Here are a few tips for deciding how to give wisely.
- Follow your passions: Roughly 1 million charities exist in this country. Don’t settle for an organization that isn’t a match for your beliefs and goals. There are charities that rescue pets, and charities that use pets to rescue people, there are music charities, literacy charities, charities for children, charities for athletes, charities for mothers of twins, and charities for senior citizens.
- Ensure the charity is efficient, ethical and effective: Before you give to any charity this holiday season, be sure to check that the charity meets these three criteria: Financially solid, transparent and accountable with funds, and accomplishes goals that matches your intent.
- Watch out for copy-cats. Sometimes disreputable charities use names similar to dependable and sound charities. Make sure you get the charity’s exact name, and then check them out.
- Resist pressure. Don’t fall for telemarketers’ pressure or heart-wrenching appeals.
- Follow your investment: Once you’ve made a commitment, avoid putting your giving on autopilot.
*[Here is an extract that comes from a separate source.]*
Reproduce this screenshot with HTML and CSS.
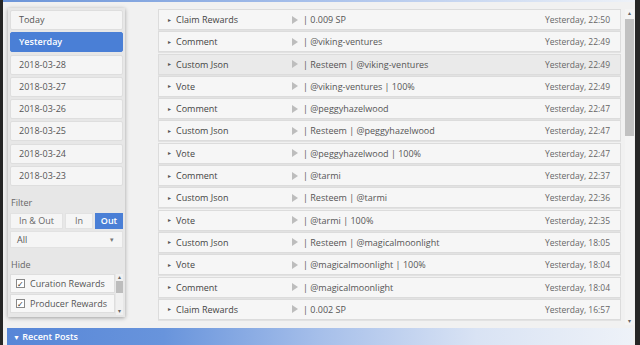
FILE: index.html
```html
<!DOCTYPE html>
<html lang="en">
<head>
  <meta charset="UTF-8" />
  <title>Account history</title>
  <link rel="stylesheet" href="styles.css">
</head>
<body>
  <div class="app">
    <div class="topbar"></div>

    <div class="content">
      <!-- Sidebar -->
      <aside class="sidebar">
        <div class="day">Today</div>
        <div class="day active">Yesterday</div>
        <div class="day">2018-03-28</div>
        <div class="day">2018-03-27</div>
        <div class="day">2018-03-26</div>
        <div class="day">2018-03-25</div>
        <div class="day">2018-03-24</div>
        <div class="day">2018-03-23</div>

        <div class="label">Filter</div>
        <div class="toggle">
          <div class="tbtn wide">In &amp; Out</div>
          <div class="tbtn">In</div>
          <div class="tbtn on">Out</div>
        </div>
        <div class="select">All <span class="arrow">&#9662;</span></div>

        <div class="label hide-label">Hide</div>
        <div class="hide-box">
          <div class="hide-list">
            <div class="hide-item"><span class="check">&#10003;</span>Curation Rewards</div>
            <div class="hide-item"><span class="check">&#10003;</span>Producer Rewards</div>
          </div>
          <div class="mini-scroll">
            <span class="sarrow">&#9652;</span>
            <div class="mini-thumb"></div>
            <span class="sarrow down">&#9662;</span>
          </div>
        </div>
      </aside>

      <!-- History -->
      <main class="history">
        <div class="row"><span class="caret">&#9656;</span><span class="name">Claim Rewards</span><span class="detail"><i class="play"></i>| 0.009 SP</span><span class="time">Yesterday, 22:50</span></div>
        <div class="row"><span class="caret">&#9656;</span><span class="name">Comment</span><span class="detail"><i class="play"></i>| @viking-ventures</span><span class="time">Yesterday, 22:49</span></div>
        <div class="row hover"><span class="caret">&#9656;</span><span class="name">Custom Json</span><span class="detail"><i class="play"></i>| Resteem | @viking-ventures</span><span class="time">Yesterday, 22:49</span></div>
        <div class="row"><span class="caret">&#9656;</span><span class="name">Vote</span><span class="detail"><i class="play"></i>| @viking-ventures | 100%</span><span class="time">Yesterday, 22:49</span></div>
        <div class="row"><span class="caret">&#9656;</span><span class="name">Comment</span><span class="detail"><i class="play"></i>| @peggyhazelwood</span><span class="time">Yesterday, 22:47</span></div>
        <div class="row"><span class="caret">&#9656;</span><span class="name">Custom Json</span><span class="detail"><i class="play"></i>| Resteem | @peggyhazelwood</span><span class="time">Yesterday, 22:47</span></div>
        <div class="row"><span class="caret">&#9656;</span><span class="name">Vote</span><span class="detail"><i class="play"></i>| @peggyhazelwood | 100%</span><span class="time">Yesterday, 22:47</span></div>
        <div class="row"><span class="caret">&#9656;</span><span class="name">Comment</span><span class="detail"><i class="play"></i>| @tarmi</span><span class="time">Yesterday, 22:37</span></div>
        <div class="row"><span class="caret">&#9656;</span><span class="name">Custom Json</span><span class="detail"><i class="play"></i>| Resteem | @tarmi</span><span class="time">Yesterday, 22:36</span></div>
        <div class="row"><span class="caret">&#9656;</span><span class="name">Vote</span><span class="detail"><i class="play"></i>| @tarmi | 100%</span><span class="time">Yesterday, 22:35</span></div>
        <div class="row"><span class="caret">&#9656;</span><span class="name">Custom Json</span><span class="detail"><i class="play"></i>| Resteem | @magicalmoonlight</span><span class="time">Yesterday, 18:05</span></div>
        <div class="row"><span class="caret">&#9656;</span><span class="name">Vote</span><span class="detail"><i class="play"></i>| @magicalmoonlight | 100%</span><span class="time">Yesterday, 18:04</span></div>
        <div class="row"><span class="caret">&#9656;</span><span class="name">Comment</span><span class="detail"><i class="play"></i>| @magicalmoonlight</span><span class="time">Yesterday, 18:04</span></div>
        <div class="row"><span class="caret">&#9656;</span><span class="name">Claim Rewards</span><span class="detail"><i class="play"></i>| 0.002 SP</span><span class="time">Yesterday, 16:57</span></div>
      </main>

      <div class="scrollbar">
        <span class="sarrow">&#9652;</span>
        <div class="thumb"></div>
        <div class="track"></div>
        <span class="sarrow down">&#9662;</span>
      </div>
    </div>

    <div class="panel-head"><span class="tri">&#9660;</span> Recent Posts</div>
  </div>
</body>
</html>
```

FILE: styles.css
```css
* {
  box-sizing: border-box;
}
html, body {
  margin: 0;
  height: 345px;
  overflow: hidden;
}
body {
  background: #262626;
  font-family: 'Open Sans', sans-serif;
  font-size: 9px;
  color: #444;
}

.app {
  margin-left: 3px;
  width: 632px;
  height: 345px;
  background: #f1f1f1;
  display: flex;
  flex-direction: column;
}

.topbar {
  flex-shrink: 0;
  height: 2px;
  background: linear-gradient(90deg, #6b94d8, #a9c1eb 50%, #eef2f8);
}

.content {
  flex-shrink: 0;
  display: flex;
  height: 326px;
  padding: 5px 0 0 5px;
}

/* Sidebar */
.sidebar {
  width: 117px;
  height: 309px;
  margin-top: 1px;
  padding: 2px 2px 0 2px;
  background: #e7e7e7;
  box-shadow: 0 1px 4px rgba(0,0,0,0.35);
}

.day {
  height: 20px;
  margin-bottom: 2.3px;
  padding-left: 8px;
  line-height: 18px;
  background: #f5f5f5;
  border: 1px solid #dedede;
  border-radius: 2px;
  color: #555;
}
.day.active {
  background: #4a7fd6;
  border-color: #4a7fd6;
  color: #fff;
  font-weight: 600;
}

.label {
  margin: 11px 0 4px 1px;
  color: #666;
  line-height: 12px;
}
.label.hide-label {
  margin: 11px 0 3px 1px;
}

.toggle {
  display: flex;
  gap: 2px;
  height: 16px;
  margin-bottom: 2px;
}
.tbtn {
  width: 28px;
  background: #f5f5f5;
  border: 1px solid #e2e2e2;
  text-align: center;
  line-height: 14px;
  color: #666;
}
.tbtn.wide {
  width: 53px;
}
.tbtn.on {
  background: #4a7fd6;
  border-color: #4a7fd6;
  color: #fff;
  font-weight: 600;
}

.select {
  display: flex;
  justify-content: space-between;
  height: 17px;
  padding: 0 8px 0 6px;
  line-height: 16px;
  background: #f5f5f5;
  border: 1px solid #e2e2e2;
  color: #555;
}
.select .arrow {
  font-size: 7px;
  color: #777;
}

.hide-box {
  display: flex;
  height: 41px;
}
.hide-list {
  flex: 1;
  overflow: hidden;
}
.hide-item {
  display: flex;
  align-items: center;
  height: 19px;
  margin-bottom: 1px;
  padding-left: 5px;
  background: #f7f7f7;
  border: 1px solid #dedede;
  color: #555;
}
.check {
  width: 9px;
  height: 9px;
  margin-right: 5px;
  border: 1px solid #888;
  background: #fff;
  font-size: 8px;
  line-height: 7px;
  text-align: center;
  color: #333;
}

.mini-scroll {
  width: 7px;
  margin-left: 1px;
  display: flex;
  flex-direction: column;
  align-items: center;
  background: #f0f0f0;
}
.mini-thumb {
  width: 7px;
  height: 12px;
  background: #bdbdbd;
}
.sarrow {
  font-size: 6px;
  line-height: 7px;
  color: #666;
}
.mini-scroll .down {
  margin-top: auto;
}

/* History */
.history {
  width: 463px;
  margin-left: 33px;
  padding-top: 2px;
}

.row {
  display: grid;
  grid-template-columns: 8px 115px 1fr auto;
  align-items: center;
  height: 21px;
  margin-bottom: 1.3px;
  padding: 0 10px 0 9px;
  background: #f6f6f6;
  border: 1px solid #dcdcdc;
  box-shadow: 0 1px 0 rgba(0,0,0,0.06);
}
.row.hover {
  background: #eaeaea;
}

.caret {
  font-size: 6px;
  color: #555;
}
.name {
  color: #444;
}
.detail {
  display: flex;
  align-items: center;
  color: #555;
}
.play {
  width: 0;
  height: 0;
  margin: 0 5px 0 1px;
  border-top: 4px solid transparent;
  border-bottom: 4px solid transparent;
  border-left: 6px solid #bdbdbd;
}
.time {
  font-size: 8.5px;
  color: #666;
}

.scrollbar {
  width: 9px;
  height: 316px;
  margin: 2px 0 0 4px;
  display: flex;
  flex-direction: column;
  align-items: center;
  background: #f4f4f4;
}
.scrollbar .thumb {
  width: 9px;
  height: 117px;
  margin-top: 2px;
  background: #c1c1c1;
}
.scrollbar .track {
  flex: 1;
}
.scrollbar .sarrow {
  line-height: 8px;
}

/* Bottom panel */
.panel-head {
  flex-shrink: 0;
  height: 20px;
  margin: 0 2px 0 4px;
  padding: 0 6px;
  line-height: 17px;
  background: linear-gradient(90deg, #5786d7 0%, #6894dc 25%, #a6bfea 50%, #d9e3f4 75%, #eef2f8 100%);
  color: #fff;
  font-weight: 600;
}
.panel-head .tri {
  font-size: 7px;
}
```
Continue to review the charity’s commitment and responsibility to assure it meets your requirements.
- Get creative. Consider how you might share your passion with an existing charity. For example, let’s say your passion is reading. You might want to share books with a local shelter or warming center.
Charity Navigator (http://www.charitynavigator.org) rates charitable organizations on a 100-point scale. More than 40 organizations, ranging from environmental rescue to health and human services, have perfect scores. Their criteria include:
- Tax Status: The organization must be registered as a 501(c) (3) public charity and file a Form 990.
- Revenue: The charity must have generated at least $1 million in revenue for two consecutive years.
- Length of Operations: The organization must have been in existence for at least seven years.
- Public Support: The charity must have at least $500,000 in public support. Public support must account for at least 40 percent of total revenue for at least two consecutive years.
- Fundraising Expenses: The charity must have at least 1 percent of its expenses allocated to fundraising for three consecutive years.
- Administrative Expenses: The charity must have at least 1 percent of its expenses allocated to administrative expense for three consecutive years.
Tax deductible gifts reduce the cost of giving. Someone in the lowest tax bracket (15 percent) can deduct $15 for each gift worth $100; the actual cost of the donation is reduced by the tax savings. For a person in the highest bracket, 35 percent, the actual cost is only $65. Not only can the wealthy afford to give more, but they receive a larger reward for giving.